At this point, in our example, we only have one input (the last letter) and two classes
(boy/girl). 

Turns out that our experiment with the four names (Bono, Latiffa, Gaga
and Joey) was pretty good since one in four names got misclassified.

Using the `nltk.DecisionTreeClassifier` class we’re effectively building a tree, where
nodes hold conditions that try to optimally classify the training data.
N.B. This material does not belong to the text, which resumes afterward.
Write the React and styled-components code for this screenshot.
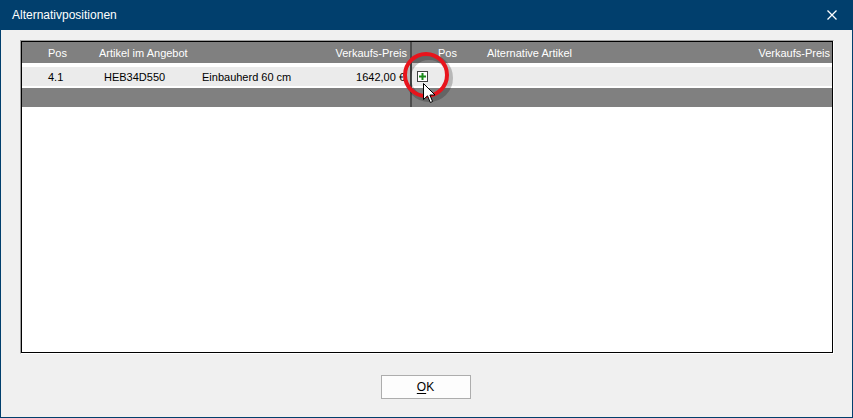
import React from 'react';
import styled, {createGlobalStyle} from 'styled-components';

const GlobalStyle = createGlobalStyle`
    html, body {
        margin: 0;
        padding: 0;
        background: #f0f0f0;
    }
    * {
        box-sizing: border-box;
    }
`;

const Window = styled('div')`
    width: 853px;
    height: 418px;
    border: 1px solid #013f6d;
    border-top: none;
    background: #f0f0f0;
    display: flex;
    flex-direction: column;
    font-family: "Liberation Sans", Arial, sans-serif;
    position: relative;
    overflow: hidden;
`;

const TitleBar = styled('div')`
    height: 30px;
    background: #013f6d;
    color: #fff;
    display: flex;
    align-items: center;
    justify-content: space-between;
    padding: 0 15px 0 11px;
    font-size: 12px;
    
    & span{
        padding-bottom: 1px;
    }
`;

const Content = styled('div')`
    flex: 1;
    display: flex;
    flex-direction: column;
    align-items: center;
    padding: 10px 18px 18px 19px;
`;

const Sunken = styled('div')`
    width: 100%;
    height: 314px;
    border: 1px solid;
    border-color: #a0a0a0 #fff #fff #a0a0a0;
`;

const Grid = styled('div')`
    height: 100%;
    border: 1px solid #000;
    background: #fff;
    font-size: 11px;
    display: flex;
    align-items: flex-start;
`;

const Pane = styled('div')`
    flex: ${p => p.$flex};
    display: flex;
    flex-direction: column;
`;

const Splitter = styled('div')`
    width: 2px;
    height: 65px;
    background: #4d4d4d;
`;

const HeadRow = styled('div')`
    height: 21px;
    background: #808080;
    color: #fff;
    display: flex;
    align-items: center;
    margin-bottom: 4px;
`;

const DataRow = styled('div')`
    height: 19px;
    background: #ebebeb;
    color: #000;
    display: flex;
    align-items: center;
    margin-bottom: 2px;
`;

const Band = styled('div')`
    height: 19px;
    background: #808080;
`;

const Cell = styled('div')`
    width: ${p => p.$w ? p.$w + 'px' : 'auto'};
    flex: ${p => p.$w ? 'none' : 1};
    padding-left: ${p => p.$pl || 0}px;
    padding-right: ${p => p.$pr || 0}px;
    white-space: nowrap;
    display: flex;
    align-items: center;
    justify-content: ${p => p.$right ? 'flex-end' : 'flex-start'};
`;

const PlusBox = styled('span')`
    width: 11px;
    height: 11px;
    border: 1px solid #404040;
    background: #fff;
    display: inline-flex;
    align-items: center;
    justify-content: center;
`;

const Highlight = styled('svg')`
    position: absolute;
    left: 398px;
    top: 49px;
    pointer-events: none;
`;

const Cursor = styled('svg')`
    position: absolute;
    left: 422px;
    top: 83px;
`;

const Footer = styled('div')`
    margin-top: 21px;
    margin-right: 3px;
`;

const OkButton = styled('button')`
    width: 90px;
    height: 24px;
    border: 1px solid #adadad;
    background: #fdfdfd;
    font-family: "Liberation Sans", Arial, sans-serif;
    font-size: 12px;
    color: #000;
    padding: 0;
    
    & u{
        text-decoration-thickness: 1px;
        text-underline-offset: 2px;
    }
`;

const CloseIcon = () => (
    <svg width="10" height="10" viewBox="0 0 10 10">
        <path d="M0.5 0.5 L9.5 9.5 M9.5 0.5 L0.5 9.5" stroke="#fff" strokeWidth="1.3"/>
    </svg>
);

const PlusIcon = () => (
    <svg width="7" height="7" viewBox="0 0 7 7">
        <path d="M3.5 0 V7 M0 3.5 H7" stroke="#1a8a1a" strokeWidth="2"/>
    </svg>
);

const App = () => {
    return (
        <>
            <GlobalStyle/>
            <Window>
                <TitleBar>
                    <span>Alternativpositionen</span>
                    <CloseIcon/>
                </TitleBar>
                <Content>
                    <Sunken>
                        <Grid>
                            <Pane $flex="0 0 388px">
                                <HeadRow>
                                    <Cell $w={77} $pl={26}>Pos</Cell>
                                    <Cell>Artikel im Angebot</Cell>
                                    <Cell $right $pr={3}>Verkaufs-Preis</Cell>
                                </HeadRow>
                                <DataRow>
                                    <Cell $w={82} $pl={26}>4.1</Cell>
                                    <Cell $w={98}>HEB34D550</Cell>
                                    <Cell>Einbauherd 60 cm</Cell>
                                    <Cell $right $pr={5}>1642,00 €</Cell>
                                </DataRow>
                                <Band/>
                            </Pane>
                            <Splitter/>
                            <Pane $flex="1">
                                <HeadRow>
                                    <Cell $w={75} $pl={26}>Pos</Cell>
                                    <Cell>Alternative Artikel</Cell>
                                    <Cell $right $pr={2}>Verkaufs-Preis</Cell>
                                </HeadRow>
                                <DataRow>
                                    <Cell $w={40} $pl={5}>
                                        <PlusBox><PlusIcon/></PlusBox>
                                    </Cell>
                                </DataRow>
                                <Band/>
                            </Pane>
                        </Grid>
                    </Sunken>
                    <Footer>
                        <OkButton><u>O</u>K</OkButton>
                    </Footer>
                </Content>

                <Highlight width="58" height="58" viewBox="0 0 58 58">
                    <circle cx="30" cy="29" r="21" fill="none" stroke="rgba(0,0,0,0.22)" strokeWidth="6"/>
                    <circle cx="27" cy="26" r="21" fill="none" stroke="#e8141c" strokeWidth="4"/>
                </Highlight>
                <Cursor width="14" height="21" viewBox="0 0 14 21">
                    <path d="M0.5 0.5 V16.5 L4.5 12.8 L7.3 19.5 L9.6 18.5 L6.9 12 H12 Z"
                          fill="#fff" stroke="#000" strokeWidth="1" strokeLinejoin="round"/>
                </Cursor>
            </Window>
        </>
    );
};

export default App;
It may not seem like much of a tree at this point (it only has one level), but don’t
worry, by the time we’ll be done with it, it will.
Let’s add another feature: the number of vowels in the name. In order to do this,
we need to change the `extract_features` function and retrain.

**New feature function**

In [17]:
def extract_features2(name):
    """
    Get the features used for name classification
    """
    return {
    'last_letter': name[-1],
    'vowel_count': len([c for c in name if c in 'AEIOUaeiou'])
    }

In [18]:
# Build the dataset
boy_names_dataset = [(extract_features2(name), 'boy') for name in boy_names]
girl_names_dataset = [(extract_features2(name), 'girl') for name in girl_names]
# Put all the names together
data = boy_names_dataset + girl_names_dataset
# Mix everything together
random.shuffle(data)

In [19]:
# Split the dataset into training data and test data
cutoff = int(0.75 * len(data))
train_data, test_data = data[:cutoff], data[cutoff + 1:]
# Let's train probably the most popular classifier in the world
name_classifier = nltk.DecisionTreeClassifier.train(train_data)

In [20]:
# Test how well it performs on the test data:
# Accuracy = correctly_labelled_samples / all_samples
print(nltk.classify.accuracy(name_classifier, test_data)) #
# Look at the tree
print(name_classifier.pretty_format())

0.7758186397984886
last_letter=a? ........................................ girl
last_letter=b? ........................................ boy
  vowel_count=0? ...................................... girl
  vowel_count=1? ...................................... boy
  vowel_count=2? ...................................... boy
last_letter=c? ........................................ boy
last_letter=d? ........................................ boy
last_letter=e? ........................................ girl
last_letter=f? ........................................ boy
last_letter=g? ........................................ boy
  vowel_count=1? ...................................... boy
  vowel_count=2? ...................................... boy
  vowel_count=3? ...................................... girl
last_letter=h? ........................................ girl
  vowel_count=1? ...................................... boy
  vowel_count=2? ...................................... girl
  vowel_count=3

At this point, we can notice that more features are somehow better, allowing us to
capture different aspects of a given sample. Let’s add a few more and see how far
it takes us:

**Final feature extraction function**

In [21]:
import string
def extract_features3(name):
    """
    Get the features used for name classification
    """
    features = {
    # Last letter
    'last_letter': name[-1],
    # First letter
    'first_letter': name[0],
    # How many vowels
    'vowel_count': len([c for c in name if c in 'AEIOUaeiou'])
    }
    # Build letter and letter count features
    for c in string.ascii_lowercase:
        features['contains_' + c] = c in name
        features['count_' + c] = name.lower().count(c)
        return features

In [22]:
# Build the dataset
boy_names_dataset = [(extract_features3(name), 'boy') for name in boy_names]
girl_names_dataset = [(extract_features3(name), 'girl') for name in girl_names]
# Put all the names together
data = boy_names_dataset + girl_names_dataset
# Mix everything together
random.shuffle(data)

In [23]:
# Split the dataset into training data and test data
cutoff = int(0.75 * len(data))
train_data, test_data = data[:cutoff], data[cutoff + 1:]
# Let's train probably the most popular classifier in the world
name_classifier = nltk.DecisionTreeClassifier.train(train_data)

In [24]:
# Test how well it performs on the test data:
# Accuracy = correctly_labelled_samples / all_samples
print(nltk.classify.accuracy(name_classifier, test_data)) #
# Look at the tree
print(name_classifier.pretty_format())

0.7783375314861462
last_letter= ? ........................................ girl
last_letter=a? ........................................ girl
last_letter=b? ........................................ girl
  first_letter=B? ..................................... boy
    count_a=0? ........................................ boy
    count_a=1? ........................................ girl
  first_letter=C? ..................................... boy
    vowel_count=0? .................................... girl
    vowel_count=1? .................................... boy
    vowel_count=2? .................................... boy
  first_letter=H? ..................................... boy
  first_letter=J? ..................................... boy
  first_letter=K? ..................................... boy
  first_letter=L? ..................................... girl
  first_letter=M? ..................................... girl
  first_letter=R? ..................................... boy
  first_letter